The notoriously well-known analyst from Tatarstan, Rais Suleimanov, has attacked the West for alleged support of Islamists in the republic. In his controversial and contradictory report, Suleimanov accuses the West of supporting Tatar nationalism and Islamism, but in the process he exposes his apparent close ties to the Russian security services. In particular, the analyst recalls the details of visits by Western journalists and diplomats to Tatarstan that could hardly be known to anyone apart from the government services that specialize in surveillance. Suleimanov’s report is useful because it reflects the mindset of the Russian security services and provides a glimpse into their substantial surveillance practices against foreign visitors (apn.ru, October 8). Rich in details of surveillance, the report, however, lacks in analytical vigor and clarity, offering little analysis and much ado.
The reason why the Russian security services are so concerned with Tatarstan and Tatar nationalism is that Tatarstan is a large, economically vibrant republic that has been capable of withstanding Moscow’s push for hyper centralization of governance. Ethnic Tatars total up to nearly six million in the Russian Federation and are the second largest ethnic group in the country. Additionally, territorially and linguistically proximate to the Tatars, Bashkirs and the Chuvash make up over three million of Russia’s population. Even though separatist conflict did not take place in Tatarstan, as in Chechnya, the republic in the Volga region has remained the stronghold of regionalism in the Russian Federation, thanks to its substantial industrial, mineral and human resources. The annexation of Crimea added political weight to Tatarstan’s leadership as the latter played some role in pacifying the Crimean Tatars that are ethnically related to the Kazan Tatars.

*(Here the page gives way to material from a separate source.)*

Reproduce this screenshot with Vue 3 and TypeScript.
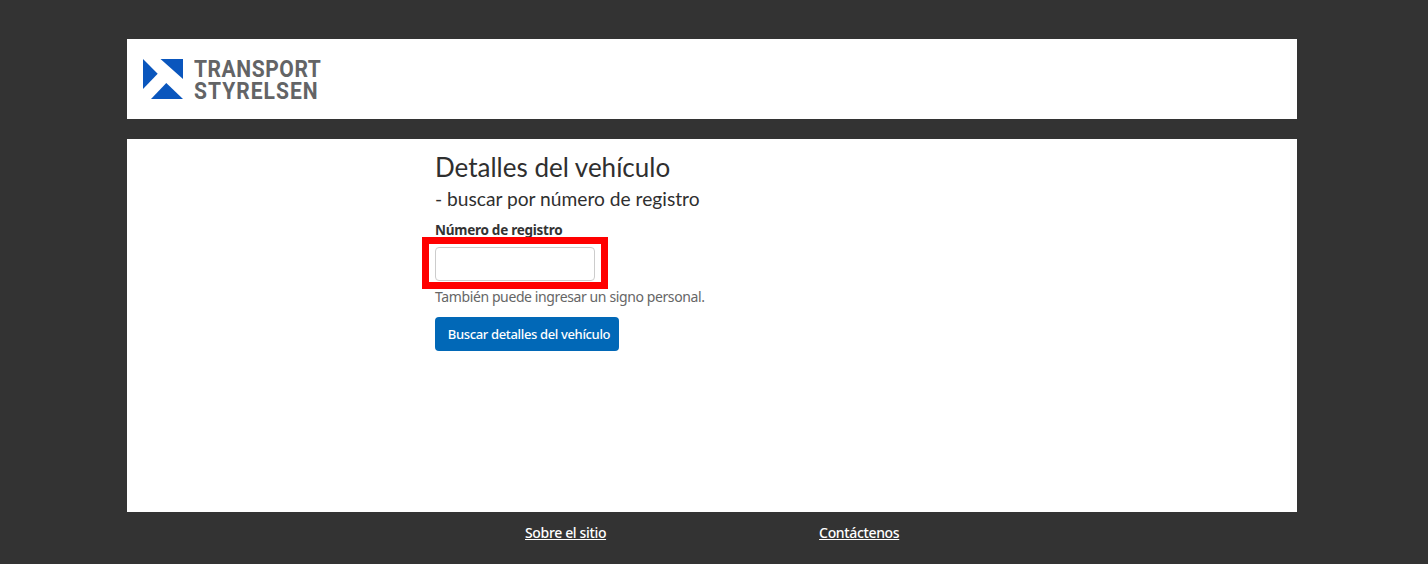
<script setup lang="ts">
const links: string[] = ['Sobre el sitio', 'Contáctenos']
</script>

<template>
  <div class="page">
    <header class="head">
      <div class="logo">
        <svg class="mark" width="40" height="40" viewBox="0 0 40 40" aria-hidden="true">
          <polygon points="17.5,0 40,0 40,20" fill="#0a56bd" />
          <polygon points="0,0 14.7,14.7 0,30" fill="#0a56bd" />
          <polygon points="8,40 23.3,24 40,40" fill="#0a56bd" />
        </svg>
        <div class="word">
          <span>TRANSPORT</span>
          <span class="second">STYRELSEN</span>
        </div>
      </div>
    </header>
    <main class="card">
      <div class="col">
        <h1>Detalles del vehículo</h1>
        <h2>- buscar por número de registro</h2>
        <label for="reg">Número de registro</label>
        <div class="mark-box"><input id="reg" type="text" /></div>
        <p class="hint">También puede ingresar un signo personal.</p>
        <button type="button">Buscar detalles del vehículo</button>
      </div>
    </main>
    <footer class="foot">
      <a v-for="l in links" :key="l" href="#">{{ l }}</a>
    </footer>
  </div>
</template>

<style>
html, body { background: #333; margin: 0; }
</style>

<style scoped>
.page {
  width: 1170px;
  margin-left: 127px;
  padding-top: 39px;
  font-family: "Noto Sans", sans-serif;
}
.head {
  height: 80px;
  background: #fff;
  display: flex;
  align-items: center;
  padding-left: 16px;
}
.logo { display: flex; align-items: center; gap: 11px; }
.mark { display: block; }
.word {
  display: flex;
  flex-direction: column;
  padding-top: 3px;
  font-family: "Roboto", sans-serif;
  font-weight: 700;
  font-size: 23px;
  line-height: 22px;
  color: #636466;
  letter-spacing: 0.6px;
  transform: scaleX(0.915);
  transform-origin: left center;
}
.second { letter-spacing: 1.1px; }
.card {
  margin-top: 20px;
  height: 373px;
  background: #fff;
  padding-left: 308px;
  box-sizing: border-box;
}
.col { display: flex; flex-direction: column; align-items: flex-start; }
h1 {
  margin: 12px 0 0;
  font-family: "Lato", sans-serif;
  font-weight: 400;
  font-size: 26px;
  line-height: 32px;
  color: #2f2f2f;
}
h2 {
  margin: 4px 0 0;
  font-family: "Lato", sans-serif;
  font-weight: 400;
  font-size: 19.2px;
  line-height: 24px;
  color: #2f2f2f;
}
label {
  margin-top: 10px;
  font-size: 13.5px;
  font-weight: 700;
  letter-spacing: -0.26px;
  line-height: 18px;
  color: #333;
}
.mark-box {
  margin: -2px 0 0 -13px;
  border: 7px solid #f00;
  padding: 3px 6px 1px;
  background: #fff;
  display: flex;
}
input {
  width: 160px;
  height: 34px;
  box-sizing: border-box;
  border: 1px solid #ccc;
  border-radius: 4px;
  background: #fff;
  padding: 0;
  display: block;
}
.hint {
  margin: -2px 0 0;
  font-size: 14px;
  letter-spacing: -0.39px;
  line-height: 20px;
  color: #666;
}
button {
  margin-top: 10px;
  width: 184px;
  height: 34px;
  border: 0;
  border-radius: 4px;
  background: #0168b7;
  color: #fff;
  font-family: "Noto Sans", sans-serif;
  font-size: 13px;
  font-weight: 500;
  letter-spacing: -0.35px;
  padding: 0 0 0 4px;
}
.foot {
  display: flex;
  padding-left: 398px;
  gap: 213px;
  margin-top: 12px;
}
.foot a {
  color: #fff;
  font-size: 14px;
  line-height: 18px;
  font-weight: 500;
  letter-spacing: -0.35px;
  text-decoration: underline;
}
</style>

Rais Suleimanov asserted that the “geopolitical interests of the West” informed the policy of brewing tensions in the Volga region. Simultaneously, according to the analyst, some European countries were alarmed by the Islamic extremism in their own societies and considered adapting the Russian experience of dealing with Islamists to their countries. Suleimanov suggested that Moscow should seize on this opportunity to expand Russian influence at least among some European countries. The concept of “Euroislam” that was invented and advanced by Rafael Khakimov, the aide to the previous president of Tatarstan Mintimer Shaimiev, did not turn out to be viable. “One must bear in mind, there is only one follower of Euroislam in Tatarstan—Khakimov himself. People may have sympathized with him, but no one shared his teaching fully,” Suleimanov argued. Instead, Islam took a distinctly extremist turn in the republic, according to the analyst, as the Islamists attacked Tatarstan’s Muslim officials in the summer of 2012, killing the deputy mufti Valiulla Yakupov and injuring the mufti, Ildus Faizov. The return of Tatar Islamists from Syria to the republic, according to the analyst, will bring the situation in Tatarstan to a boiling point and be used by the West to destabilize Russia (apn.ru, October 8).
Meanwhile, estimates on the numbers of ethnic Tatars from Tatarstan fighting in Syria have never been high. The figure of 200 has been voiced, but its truthfulness is hard to verify (regnum.ru, June 13, 2013). Even the alarmist statements by Syrian Grand Mufti Ahmad Badr Al-Din Hassoun, who put the number of Chechen militants at a whopping 1,700, believes that that there are only 250 militants from “Central Russia,” which includes Tatarstan and other Turkic-speaking republics of the Middle Volga region, fighting in Syria (regnum.ru, January 31).
For a large republic like Tatarstan, these numbers are not significant, especially as many of these militants, even if they exist, will be killed or will not return home because of resettlement in the Middle East. What may pose a danger to the republic is the continuing erosion of republican political autonomy under Moscow’s pressure, lack of political reforms and a potential economic downturn because of the rapidly falling price of oil. Many of the Islamist movements worldwide came as violent responses to the economic and political problems of their respective countries. Tatarstan, for example, is in a favorable position to weather economic hardships, given its high level of economic development. However, Moscow’s efforts to diminish and eradicate the republican autonomy may trigger a backlash among Tatars.
The authorities continue their persecution of the banned organization Hizb ut-Tahrir al-Islami in Tatarstan. The Russian media in October reported the interception of “six terrorists from the banned organization” in the city of Kazan. “Substantial number of confiscated propagandist materials” were the only pieces of evidence of their “terrorist activities.” Moreover, the Russian media persistently tries to connect Tatar nationalists to terrorists to allow the government to crack down on them. Yet, it appears that the officials in Kazan possess certain power to cut short these efforts as the Tatar nationalists continue to stage public actions without the impediment of police (ng.ru, October 16). This delicate balance between Tatarstan’s authorities, Tatar nationalists and Moscow, however, may not last long; and if it is broken, the destabilization of Tatarstan could become an actual reality.